In a similar manner, we can imagine different truth values for it.is_pet. We can assign a probability instead of a discrete boolean value. If we do this with enough variables and the probabilities are symmetrically distributed around .5, we should still see a similar distribution that tends towards a normal curve.
The most realistic version would take these factors into account, but with enough bits, we can translate these factors into more coin-flips and get a similar curve. In a way this makes sense. Sure maybe it.has_four_legs isn't resolved enough. It's clear that having 4 legs is more dog-like than having 2, so that should factor in some. But perhaps rather than just saying it.has_four_legs, it's better to say (it.has_four_legs OR (it.has_three_legs AND it.lost_one_leg)). In this case you're taking expanding the 1 bit, and essentially turning the statement into more and more a continuous boolean.. where it is can be in many more states than just TRUE and FALSE.
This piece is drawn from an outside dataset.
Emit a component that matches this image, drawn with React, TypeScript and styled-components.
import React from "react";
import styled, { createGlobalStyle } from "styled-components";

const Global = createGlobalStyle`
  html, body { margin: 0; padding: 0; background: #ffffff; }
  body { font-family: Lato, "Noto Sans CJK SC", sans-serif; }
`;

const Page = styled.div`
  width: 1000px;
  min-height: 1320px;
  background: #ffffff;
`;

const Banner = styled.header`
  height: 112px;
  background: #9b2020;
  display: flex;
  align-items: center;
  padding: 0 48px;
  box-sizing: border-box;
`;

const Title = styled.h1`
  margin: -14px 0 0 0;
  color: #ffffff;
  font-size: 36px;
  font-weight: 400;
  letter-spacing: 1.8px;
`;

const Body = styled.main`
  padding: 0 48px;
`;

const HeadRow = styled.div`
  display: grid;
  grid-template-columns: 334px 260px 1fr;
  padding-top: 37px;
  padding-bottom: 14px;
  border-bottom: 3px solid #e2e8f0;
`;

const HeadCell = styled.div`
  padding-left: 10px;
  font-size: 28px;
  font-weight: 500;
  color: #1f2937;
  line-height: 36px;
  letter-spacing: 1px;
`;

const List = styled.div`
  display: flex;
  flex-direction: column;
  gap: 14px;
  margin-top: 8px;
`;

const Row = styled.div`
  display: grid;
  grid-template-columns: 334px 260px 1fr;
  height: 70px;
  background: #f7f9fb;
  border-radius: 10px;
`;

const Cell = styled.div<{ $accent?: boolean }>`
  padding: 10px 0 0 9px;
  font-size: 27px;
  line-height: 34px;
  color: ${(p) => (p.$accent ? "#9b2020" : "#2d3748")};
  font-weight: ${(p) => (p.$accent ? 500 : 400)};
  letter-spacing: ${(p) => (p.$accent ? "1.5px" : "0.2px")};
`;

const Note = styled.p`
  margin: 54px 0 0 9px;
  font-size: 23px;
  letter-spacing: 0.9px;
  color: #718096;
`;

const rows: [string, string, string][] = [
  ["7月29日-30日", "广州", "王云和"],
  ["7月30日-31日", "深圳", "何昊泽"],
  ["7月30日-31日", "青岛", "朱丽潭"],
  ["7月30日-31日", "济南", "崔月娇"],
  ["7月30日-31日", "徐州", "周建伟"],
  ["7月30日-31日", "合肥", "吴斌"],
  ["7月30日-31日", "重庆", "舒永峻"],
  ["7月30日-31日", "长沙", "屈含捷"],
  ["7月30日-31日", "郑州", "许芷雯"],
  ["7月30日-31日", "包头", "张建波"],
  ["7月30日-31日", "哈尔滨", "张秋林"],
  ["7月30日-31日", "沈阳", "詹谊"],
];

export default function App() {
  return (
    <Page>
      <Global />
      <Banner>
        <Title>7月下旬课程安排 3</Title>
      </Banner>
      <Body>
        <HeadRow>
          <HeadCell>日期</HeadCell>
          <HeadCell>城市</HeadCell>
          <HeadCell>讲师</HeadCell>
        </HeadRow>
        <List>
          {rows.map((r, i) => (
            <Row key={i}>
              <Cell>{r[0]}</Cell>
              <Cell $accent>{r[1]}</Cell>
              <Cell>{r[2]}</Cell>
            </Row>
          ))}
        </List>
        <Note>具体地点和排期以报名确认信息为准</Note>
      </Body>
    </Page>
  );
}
In real life everything has this property if you start looking hard enough. There are always edge cases. We use our human judgement on these, and computers do well with this using neural nets. We can keep zooming in infinitely. So in order to properly model it, we should develop a system of computation that reflects this.
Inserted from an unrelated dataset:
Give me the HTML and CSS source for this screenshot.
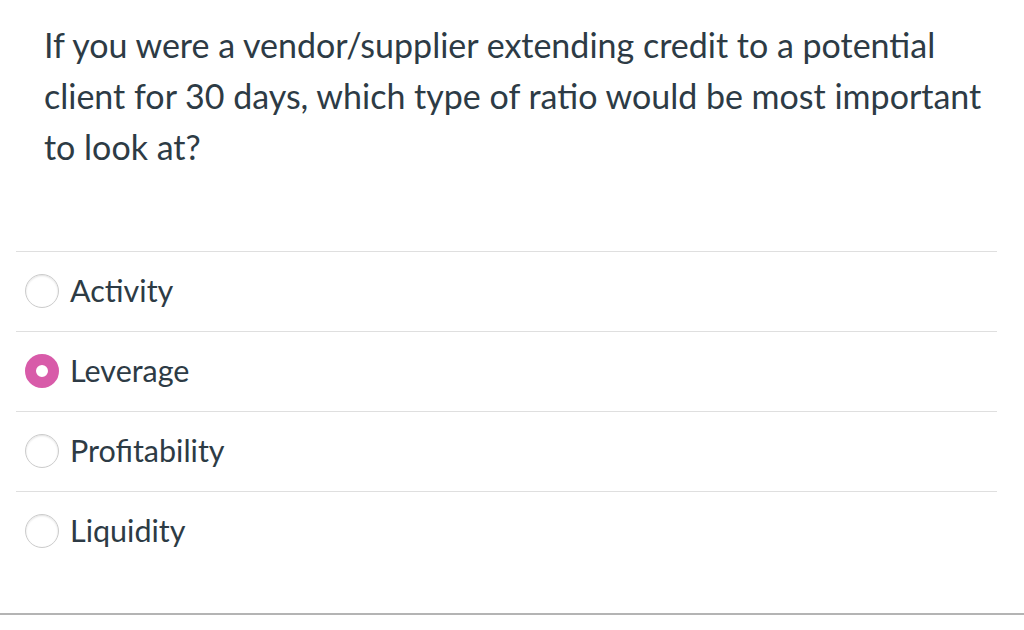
FILE: index.html
```html
<!DOCTYPE html>
<html>
<head>
<meta charset="utf-8">
<link rel="stylesheet" href="styles.css">
</head>
<body>
<div class="quiz">
  <div class="question">If you were a vendor/supplier extending credit to a potential client for 30 days, which type of ratio would be most important to look at?</div>
  <div class="answers">
    <div class="answer"><span class="radio"></span><span class="label">Activity</span></div>
    <div class="answer"><span class="radio selected"></span><span class="label">Leverage</span></div>
    <div class="answer"><span class="radio"></span><span class="label">Profitability</span></div>
    <div class="answer"><span class="radio"></span><span class="label">Liquidity</span></div>
  </div>
  <div class="footer"></div>
</div>
</body>
</html>
```
FILE: styles.css
```css
html, body {
  margin: 0;
  padding: 0;
  background: #fff;
}
body {
  font-family: Lato, "Open Sans", sans-serif;
  color: #2d3b45;
}
.quiz {
  width: 1024px;
  height: 630px;
  display: flex;
  flex-direction: column;
}
.question {
  padding: 19px 30px 0 44px;
  font-size: 34px;
  line-height: 51px;
  height: 230px;
  box-sizing: border-box;
}
.answers {
  margin: 21px 27px 0 16px;
}
.answer {
  display: flex;
  align-items: center;
  height: 80px;
  box-sizing: border-box;
  border-top: 1px solid #dfdfdf;
  padding-left: 9px;
}
.radio {
  width: 34px;
  height: 34px;
  box-sizing: border-box;
  border-radius: 50%;
  border: 1.5px solid #cccccc;
  box-shadow: inset 0 1px 2px rgba(0,0,0,0.12);
  background: #fff;
  flex: none;
  margin-top: -2px;
}
.radio.selected {
  border: 11px solid #d85ba9;
  box-shadow: none;
}
.label {
  margin-left: 11px;
  font-size: 30.5px;
  margin-top: -4px;
}
.footer {
  margin-top: 42px;
  border-top: 2px solid #b4b4b4;
}
```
So if we have a set of continuous booleans.. say have a set of 4 boolean criteria that are each met with a probability of 50%, we can model this very similarly to having 4 bits with 2 on and 2 off. Of course if these probabilities change we may have to allocate more bits to deal with the gradation. However if all 4 of the continuous booleans are changing, they may balance each other out and maintain a state of being able to be modeled with fewer bits.
Another thing is we can allocate more bits to give a greater resolution when the booleans represent something important, and scale to fewer bits when they should have less influence. For instance if we are running a program that is determining the predicted snowfall this year, we might have a boolean for june.is_record_heat, and that might get allocated a lot of bits.. Even if we only have 1 bit of information, it's potentially an important bit. However we might have continuous information about each day's air quality index... how far form average it is. But if we feel this information is less valuable, we can just assign it 2 or 3 bits.. then when we sum up all the bits. we will have an aggregate number that can easily be operated on in the same way that we would operate on any single bit.